┌──
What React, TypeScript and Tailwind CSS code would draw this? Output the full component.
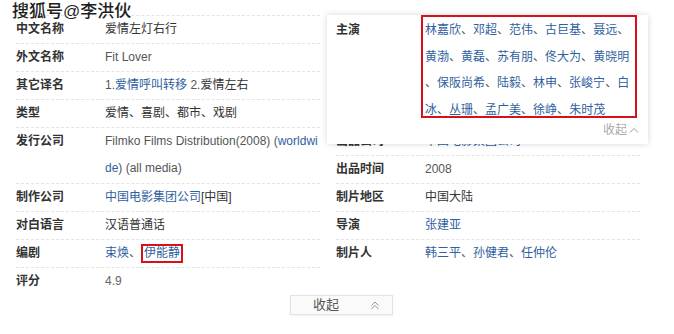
import React from "react"

const link = "text-[#2f5fa0]"

const Row = ({ label, children, tall }: { label: string; children: React.ReactNode; tall?: boolean }) => (
    <div className={`flex border-t border-dashed border-[#e3e3e3] ${tall ? "h-[56px]" : "h-[28px]"}`}>
        <div className="w-[89px] shrink-0 font-bold leading-[27px] text-[#333]">{label}</div>
        <div className="flex-1 leading-[27px]">{children}</div>
    </div>
)

const Sep = () => <span className="text-[#555]">、</span>

const actors = [
    ["林嘉欣", "邓超", "范伟", "古巨基", "聂远", ""],
    ["黄渤", "黄磊", "苏有朋", "佟大为", "黄晓明"],
    ["", "保阪尚希", "陆毅", "林申", "张峻宁", "白"],
    ["冰", "丛珊", "孟广美", "徐峥", "朱时茂"],
]

const ChevUp = ({ double }: { double?: boolean }) => (
    <svg width="10" height={double ? 9 : 6} viewBox={double ? "0 0 10 9" : "0 0 10 6"} fill="none" stroke="#999" strokeWidth="1">
        {double ? (
            <>
                <polyline points="1.5,4.5 5,1 8.5,4.5" />
                <polyline points="1.5,8 5,4.5 8.5,8" />
            </>
        ) : (
            <polyline points="1,5.5 5,1.5 9,5.5" />
        )}
    </svg>
)

export default function App() {
    return (
        <div className="relative w-[674px] h-[334px] overflow-hidden bg-white text-[12px] text-[#333] font-['Liberation_Sans','Noto_Sans_CJK_SC',sans-serif]">
            <div className="flex gap-4 px-4 pt-[15px]">
                {/* left column */}
                <div className="w-[304px]">
                    <Row label="中文名称">爱情左灯右行</Row>
                    <Row label="外文名称"><span className="text-[#555]">Fit Lover</span></Row>
                    <Row label="其它译名">
                        <span className="text-[#555]">1.</span><span className={link}>爱情呼叫转移</span> <span className="text-[#555]">2.</span>爱情左右
                    </Row>
                    <Row label="类型">爱情、喜剧、都市、戏剧</Row>
                    <Row label="发行公司" tall>
                        <div className="whitespace-nowrap text-[#555]">Filmko Films Distribution(2008) (<span className={link}>worldwi</span></div>
                        <div className="whitespace-nowrap text-[#555]"><span className={link}>de</span>) (all media)</div>
                    </Row>
                    <Row label="制作公司"><span className={link}>中国电影集团公司</span>[中国]</Row>
                    <Row label="对白语言">汉语普通话</Row>
                    <Row label="编剧">
                        <span className={link}>束焕</span><Sep />
                        <span className={`inline-block border-2 border-[#d7111b] px-[1px] leading-[15px] ${link}`}>伊能静</span>
                    </Row>
                    <Row label="评分"><span className="text-[#666]">4.9</span></Row>
                </div>

                {/* right column */}
                <div className="relative w-[304px]">
                    <Row label="主演"><span className={link}>林嘉欣</span></Row>
                    <Row label="片长">95分钟</Row>
                    <Row label="上映时间">2008年</Row>
                    <Row label="对白语言">汉语普通话</Row>
                    <Row label="出品公司"><span className={link}>中国电影集团公司</span></Row>
                    <Row label="出品时间"><span className="text-[#555]">2008</span></Row>
                    <Row label="制片地区">中国大陆</Row>
                    <Row label="导演"><span className={link}>张建亚</span></Row>
                    <Row label="制片人">
                        <span className={link}>韩三平</span><Sep /><span className={link}>孙健君</span><Sep /><span className={link}>任仲伦</span>
                    </Row>

                    {/* expanded cast popup */}
                    <div className="absolute left-[-9px] top-0 w-[321px] h-[129px] bg-white shadow-[0_0_6px_rgba(0,0,0,0.16)]">
                        <div className="flex pl-[9px] pt-[2px]">
                            <div className="w-[89px] shrink-0 font-bold leading-[27px]">主演</div>
                            <div>
                                {actors.map((line, i) => (
                                    <div key={i} className="whitespace-nowrap leading-[26.7px]">
                                        {line.map((n, j) => (
                                            <React.Fragment key={j}>
                                                {j > 0 && <Sep />}
                                                {n && <span className={`${link} ${i === 3 ? "underline underline-offset-2" : ""}`}>{n}</span>}
                                            </React.Fragment>
                                        ))}
                                    </div>
                                ))}
                            </div>
                        </div>
                        <div className="absolute left-[94px] top-0 w-[216px] h-[103px] border-2 border-[#d7111b]" />
                        <div className="absolute left-[276px] top-[106px] flex items-center gap-[2px] leading-[18px] text-[#aaa]">
                            收起<ChevUp />
                        </div>
                    </div>
                </div>
            </div>

            <div className="ml-[290px] flex h-[20px] w-[103px] items-center border border-[#e3e3e3] bg-[#fafafa] pl-[22px] text-[13px] text-[#555] shadow-[0_1px_2px_rgba(0,0,0,0.06)]">
                <span className="leading-[18px]">收起</span>
                <span className="ml-[31px] flex items-center"><ChevUp double /></span>
            </div>

            <div className="absolute left-[12px] top-[1px] text-[17px] leading-[22px] font-medium text-[#1e1e1e] [text-shadow:1px_0_0_#fff,-1px_0_0_#fff,0_1px_0_#fff,0_-1px_0_#fff,1px_1px_0_#fff,-1px_-1px_0_#fff]">
                搜狐号@李洪伙
            </div>
        </div>
    )
}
└──
Task description —
Repeat the data exactly, dropping every picture it holds.

Completed task —
What React, TypeScript and Tailwind CSS code would draw this? Output the full component.
import React from "react"

const link = "text-[#2f5fa0]"

const Row = ({ label, children, tall }: { label: string; children: React.ReactNode; tall?: boolean }) => (
    <div className={`flex border-t border-dashed border-[#e3e3e3] ${tall ? "h-[56px]" : "h-[28px]"}`}>
        <div className="w-[89px] shrink-0 font-bold leading-[27px] text-[#333]">{label}</div>
        <div className="flex-1 leading-[27px]">{children}</div>
    </div>
)

const Sep = () => <span className="text-[#555]">、</span>

const actors = [
    ["林嘉欣", "邓超", "范伟", "古巨基", "聂远", ""],
    ["黄渤", "黄磊", "苏有朋", "佟大为", "黄晓明"],
    ["", "保阪尚希", "陆毅", "林申", "张峻宁", "白"],
    ["冰", "丛珊", "孟广美", "徐峥", "朱时茂"],
]

const ChevUp = ({ double }: { double?: boolean }) => (
    <svg width="10" height={double ? 9 : 6} viewBox={double ? "0 0 10 9" : "0 0 10 6"} fill="none" stroke="#999" strokeWidth="1">
        {double ? (
            <>
                <polyline points="1.5,4.5 5,1 8.5,4.5" />
                <polyline points="1.5,8 5,4.5 8.5,8" />
            </>
        ) : (
            <polyline points="1,5.5 5,1.5 9,5.5" />
        )}
    </svg>
)

export default function App() {
    return (
        <div className="relative w-[674px] h-[334px] overflow-hidden bg-white text-[12px] text-[#333] font-['Liberation_Sans','Noto_Sans_CJK_SC',sans-serif]">
            <div className="flex gap-4 px-4 pt-[15px]">
                {/* left column */}
                <div className="w-[304px]">
                    <Row label="中文名称">爱情左灯右行</Row>
                    <Row label="外文名称"><span className="text-[#555]">Fit Lover</span></Row>
                    <Row label="其它译名">
                        <span className="text-[#555]">1.</span><span className={link}>爱情呼叫转移</span> <span className="text-[#555]">2.</span>爱情左右
                    </Row>
                    <Row label="类型">爱情、喜剧、都市、戏剧</Row>
                    <Row label="发行公司" tall>
                        <div className="whitespace-nowrap text-[#555]">Filmko Films Distribution(2008) (<span className={link}>worldwi</span></div>
                        <div className="whitespace-nowrap text-[#555]"><span className={link}>de</span>) (all media)</div>
                    </Row>
                    <Row label="制作公司"><span className={link}>中国电影集团公司</span>[中国]</Row>
                    <Row label="对白语言">汉语普通话</Row>
                    <Row label="编剧">
                        <span className={link}>束焕</span><Sep />
                        <span className={`inline-block border-2 border-[#d7111b] px-[1px] leading-[15px] ${link}`}>伊能静</span>
                    </Row>
                    <Row label="评分"><span className="text-[#666]">4.9</span></Row>
                </div>

                {/* right column */}
                <div className="relative w-[304px]">
                    <Row label="主演"><span className={link}>林嘉欣</span></Row>
                    <Row label="片长">95分钟</Row>
                    <Row label="上映时间">2008年</Row>
                    <Row label="对白语言">汉语普通话</Row>
                    <Row label="出品公司"><span className={link}>中国电影集团公司</span></Row>
                    <Row label="出品时间"><span className="text-[#555]">2008</span></Row>
                    <Row label="制片地区">中国大陆</Row>
                    <Row label="导演"><span className={link}>张建亚</span></Row>
                    <Row label="制片人">
                        <span className={link}>韩三平</span><Sep /><span className={link}>孙健君</span><Sep /><span className={link}>任仲伦</span>
                    </Row>

                    {/* expanded cast popup */}
                    <div className="absolute left-[-9px] top-0 w-[321px] h-[129px] bg-white shadow-[0_0_6px_rgba(0,0,0,0.16)]">
                        <div className="flex pl-[9px] pt-[2px]">
                            <div className="w-[89px] shrink-0 font-bold leading-[27px]">主演</div>
                            <div>
                                {actors.map((line, i) => (
                                    <div key={i} className="whitespace-nowrap leading-[26.7px]">
                                        {line.map((n, j) => (
                                            <React.Fragment key={j}>
                                                {j > 0 && <Sep />}
                                                {n && <span className={`${link} ${i === 3 ? "underline underline-offset-2" : ""}`}>{n}</span>}
                                            </React.Fragment>
                                        ))}
                                    </div>
                                ))}
                            </div>
                        </div>
                        <div className="absolute left-[94px] top-0 w-[216px] h-[103px] border-2 border-[#d7111b]" />
                        <div className="absolute left-[276px] top-[106px] flex items-center gap-[2px] leading-[18px] text-[#aaa]">
                            收起<ChevUp />
                        </div>
                    </div>
                </div>
            </div>

            <div className="ml-[290px] flex h-[20px] w-[103px] items-center border border-[#e3e3e3] bg-[#fafafa] pl-[22px] text-[13px] text-[#555] shadow-[0_1px_2px_rgba(0,0,0,0.06)]">
                <span className="leading-[18px]">收起</span>
                <span className="ml-[31px] flex items-center"><ChevUp double /></span>
            </div>

            <div className="absolute left-[12px] top-[1px] text-[17px] leading-[22px] font-medium text-[#1e1e1e] [text-shadow:1px_0_0_#fff,-1px_0_0_#fff,0_1px_0_#fff,0_-1px_0_#fff,1px_1px_0_#fff,-1px_-1px_0_#fff]">
                搜狐号@李洪伙
            </div>
        </div>
    )
}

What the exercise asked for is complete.